Wittgenstein: "The meaning of a joke is its use. I said this first. I said this in 1953. I left. Someone showed up and proved it with fifteen years of public record and a legally changed name. I have no further notes. This is the note."

Austin: "How to do things with words. She did things with a name. I genuinely did not see that coming and I wrote the book."


10. Ethics, Teaching, and Human Flourishing (boundaries and learning)

The tree does not leave a comment.

The tree has been here the whole time — in the Stick Figures with their big red hearts, in Raising Funny Kids, in the Humor Challenge, in the classroom, in the executive boardroom, in the pharmacy where someone demanded three forms of ID before accepting that wisdom and laughter could legally share a last name.

The tree is the blog.

The blog was always the comment.

(Plato liked this post. Aristotle gave it four stars. Hobbes did not elaborate. Freud is still typing.)


Takeaway: Humor travels from moral caution to human flourishing.

Took about 2,500 years. Worth it.


Happy Thoughts Travel Fast | happythoughtstravelfast.com


 

Monday, April 6, 2026

Wittgenstein's Humor Challenge


In 1953, Ludwig Wittgenstein supposedly wrote: "A serious and good philosophical work could be written consisting entirely of jokes."

Then he died and left the whole thing for someone else to figure out. Very philosophical of him.

Enter: The Experiment

In 2011, a philosopher changed her name to Sophy Laughing, started a blog called Happy Thoughts Travel Fast, and spent fifteen years writing, drawing, teaching, joking, and philosophizing in public — across four continents, in a serious executive career, in front of an audience of millions who arrived mostly through Google image search and stayed for the jokes.

Wittgenstein: issued the challenge. Sophy Laughing: accepted, executed, filed the paperwork, and submitted it to a philosophy journal.

Imaginary duel. One round. One winner. She did not even break a sweat.

What Wittgenstein Actually Meant

(Because he does deserve a brief moment of credit before we move on)

His big idea — the one that makes this whole thing work — is that meaning is not in definitions. It is in use. A word does not point at a thing. A word does something, in a context, with a speaker, in a situation.

Same goes for jokes.

A joke is not a setup plus a punchline. A joke is what happens between two people when the punchline hits home — or does not. The meaning is in the doing.

Which means you cannot explain humor in the abstract. You have to show it in use.

Challenge accepted.

Humor in Practice: Four Things You Should Know

1. Context Meaning changes with situation, speaker, and setting. The exact same sentence is either a joke or a resignation letter depending on who says it, to whom, and on which Zoom call. Context is not background. Context is the whole thing.

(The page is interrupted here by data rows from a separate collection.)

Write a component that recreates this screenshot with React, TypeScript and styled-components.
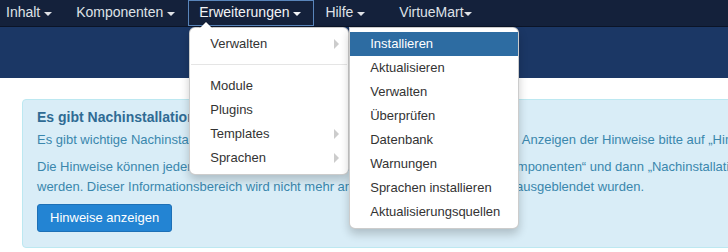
import React from "react";
import styled, { createGlobalStyle, css } from "styled-components";

const Global = createGlobalStyle`
  html, body { margin: 0; padding: 0; background: #fff; overflow: hidden; }
  body { font-family: "Liberation Sans", Arial, sans-serif; }
  * { box-sizing: border-box; }
`;

const Page = styled.div`
  width: 728px;
  height: 252px;
  overflow: hidden;
  position: relative;
`;

const NavBar = styled.div`
  height: 27px;
  background: #14213b;
  border-bottom: 1px solid #0b1427;
  position: relative;
  z-index: 5;
`;

const NavList = styled.ul`
  display: flex;
  margin: 0 0 0 -5px;
  padding: 0;
  list-style: none;
`;

const NavItem = styled.li<{ $active?: boolean; $extra?: number }>`
  position: relative;
  height: 26px;
  padding: 0 12px 2px 10px;
  margin-left: ${(p) => p.$extra ?? 0}px;
  border: 1px solid transparent;
  font-size: 14px;
  line-height: 22px;
  color: #dfe2e7;
  white-space: nowrap;
  ${(p) =>
    p.$active &&
    css`
      border-color: #5985bb;
      color: #f2f4f7;
    `}
`;

const Caret = styled.span`
  display: inline-block;
  width: 0;
  height: 0;
  vertical-align: 1px;
  border-top: 4px solid currentColor;
  border-left: 4px solid transparent;
  border-right: 4px solid transparent;
`;

const Menu = styled.ul<{ $sub?: boolean }>`
  position: absolute;
  margin: 0;
  padding: 4px 0;
  list-style: none;
  background: #fff;
  border: 1px solid rgba(0, 0, 0, 0.2);
  box-shadow: 0 5px 10px rgba(0, 0, 0, 0.2);
  font-size: 13px;
  line-height: 24px;
  color: #333;
  ${(p) =>
    p.$sub
      ? css`
          top: -5px;
          left: calc(100% + 1px);
          width: 170px;
          border-radius: 0 6px 6px 6px;
        `
      : css`
          top: 26px;
          left: 0;
          width: 160px;
          border-radius: 6px;
          &::before {
            content: "";
            position: absolute;
            top: -7px;
            left: 9px;
            border-left: 7px solid transparent;
            border-right: 7px solid transparent;
            border-bottom: 7px solid rgba(0, 0, 0, 0.2);
          }
          &::after {
            content: "";
            position: absolute;
            top: -6px;
            left: 10px;
            border-left: 6px solid transparent;
            border-right: 6px solid transparent;
            border-bottom: 6px solid #fff;
          }
        `}
`;

const MenuItem = styled.li<{ $active?: boolean }>`
  position: relative;
  height: 24px;
  padding: 0 20px;
  white-space: nowrap;
  ${(p) =>
    p.$active &&
    css`
      background: #2d6ca2;
      color: #fff;
    `}
`;

const SubArrow = styled.span`
  position: absolute;
  right: 9px;
  top: 7px;
  width: 0;
  height: 0;
  border-top: 5px solid transparent;
  border-bottom: 5px solid transparent;
  border-left: 5px solid #cccccc;
`;

const Divider = styled.li`
  height: 1px;
  margin: 8px 1px 9px;
  background: #e5e5e5;
`;

const Header = styled.div`
  height: 51px;
  background: #1b3765;
`;

const Alert = styled.div`
  margin: 21px 0 0 22px;
  width: 900px;
  padding: 7px 14px 15px;
  background: #d9edf7;
  border: 1px solid #bce8f1;
  border-radius: 4px;
  color: #3a87ad;
`;

const AlertHeading = styled.h4`
  margin: 0 0 3px;
  font-size: 14px;
  line-height: 20px;
  font-weight: bold;
  color: #2f6b94;
  white-space: nowrap;
`;

const AlertText = styled.p`
  margin: 0 0 7px;
  font-size: 13px;
  line-height: 20px;
  white-space: nowrap;
`;

const Button = styled.button`
  display: block;
  height: 28px;
  padding: 4px 12px;
  margin: 0;
  font-family: inherit;
  font-size: 13px;
  line-height: 18px;
  color: #fff;
  background: #2384d3;
  border: 1px solid #1d70b6;
  border-radius: 3px;
`;

const extensionsMenu = ["Module", "Plugins", "Templates", "Sprachen"];
const withArrow = new Set(["Templates", "Sprachen"]);
const manageMenu = [
  "Installieren",
  "Aktualisieren",
  "Verwalten",
  "Überprüfen",
  "Datenbank",
  "Warnungen",
  "Sprachen installieren",
  "Aktualisierungsquellen",
];

export default function App() {
  return (
    <Page>
      <Global />
      <NavBar>
        <NavList>
          <NavItem>
            Inhalt <Caret />
          </NavItem>
          <NavItem>
            Komponenten <Caret />
          </NavItem>
          <NavItem $active>
            Erweiterungen <Caret />
            <Menu>
              <MenuItem>
                Verwalten
                <SubArrow />
                <Menu $sub>
                  {manageMenu.map((m, i) => (
                    <MenuItem key={m} $active={i === 0}>
                      {m}
                    </MenuItem>
                  ))}
                </Menu>
              </MenuItem>
              <Divider />
              {extensionsMenu.map((m) => (
                <MenuItem key={m}>
                  {m}
                  {withArrow.has(m) && <SubArrow />}
                </MenuItem>
              ))}
            </Menu>
          </NavItem>
          <NavItem>
            Hilfe <Caret />
          </NavItem>
          <NavItem $extra={10}>
            VirtueMart
            <Caret />
          </NavItem>
        </NavList>
      </NavBar>
      <Header />
      <Alert>
        <AlertHeading>Es gibt Nachinstallationshinweise</AlertHeading>
        <AlertText>
          Es gibt wichtige Nachinstallationshinweise, die Ihrer Aufmerksamkeit bedürfen.  Zum Anzeigen der Hinweise bitte auf „Hinweise anzeigen“ klicken.
        </AlertText>
        <AlertText>
          Die Hinweise können jederzeit wieder über das Kontrollzentrum oder das Menü „Komponenten“ und dann „Nachinstallationshinweise“ angezeigt
          <br />
          werden. Dieser Informationsbereich wird nicht mehr angezeigt, wenn alle Hinweise ausgeblendet wurden.
        </AlertText>
        <Button>Hinweise anzeigen</Button>
      </Alert>
    </Page>
  );
}
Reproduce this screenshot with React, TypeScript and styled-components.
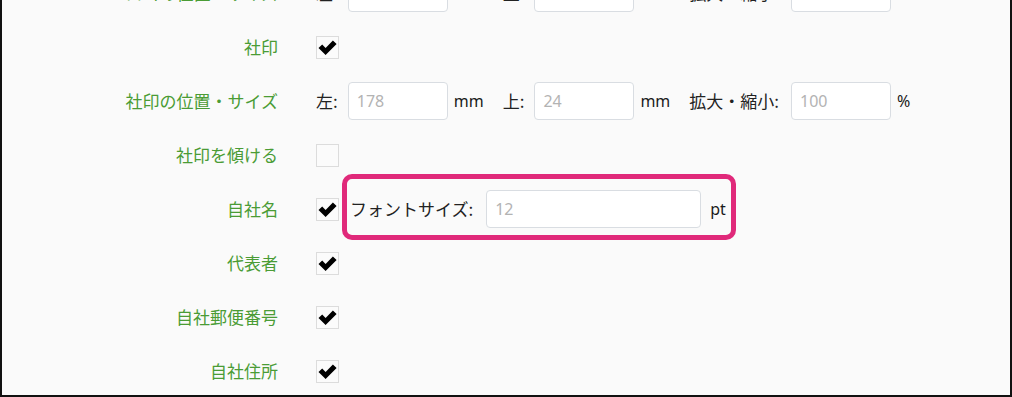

2. Timing A joke works through sequence, pause, and release. The pause is load-bearing. Remove it and you have a statement. Keep it and you have comedy. This is why reading jokes out loud to someone who did not ask is a relationship risk.

3. Audience Humor depends on shared recognition and response. The joke requires someone who gets it. Without that shared recognition, the funniest thing ever written is just a weird sentence. The audience does not passively receive the joke. The audience completes it by laughing.

4. Meaning What a joke means appears in what it does. Did it relieve tension? Did it expose an assumption? Did it make someone feel seen? Did it make a room of strangers feel briefly like a team? That — whatever just happened — is the meaning. Not the words. The effect.

The Takeaway

Wittgenstein said a serious philosophical work could be written in jokes.

The experiment at Happy Thoughts Travel Fast went one further: it was lived in jokes. Fifteen years of showing humor in use — in writing, in drawing, in pedagogy, in professional life, in a new name that required three forms of ID at a pharmacy.

The challenge was answered. The answer was a blog. The blog became a philosophy journal submission.

Ludwig would have found that very funny (if he had a sense of humor).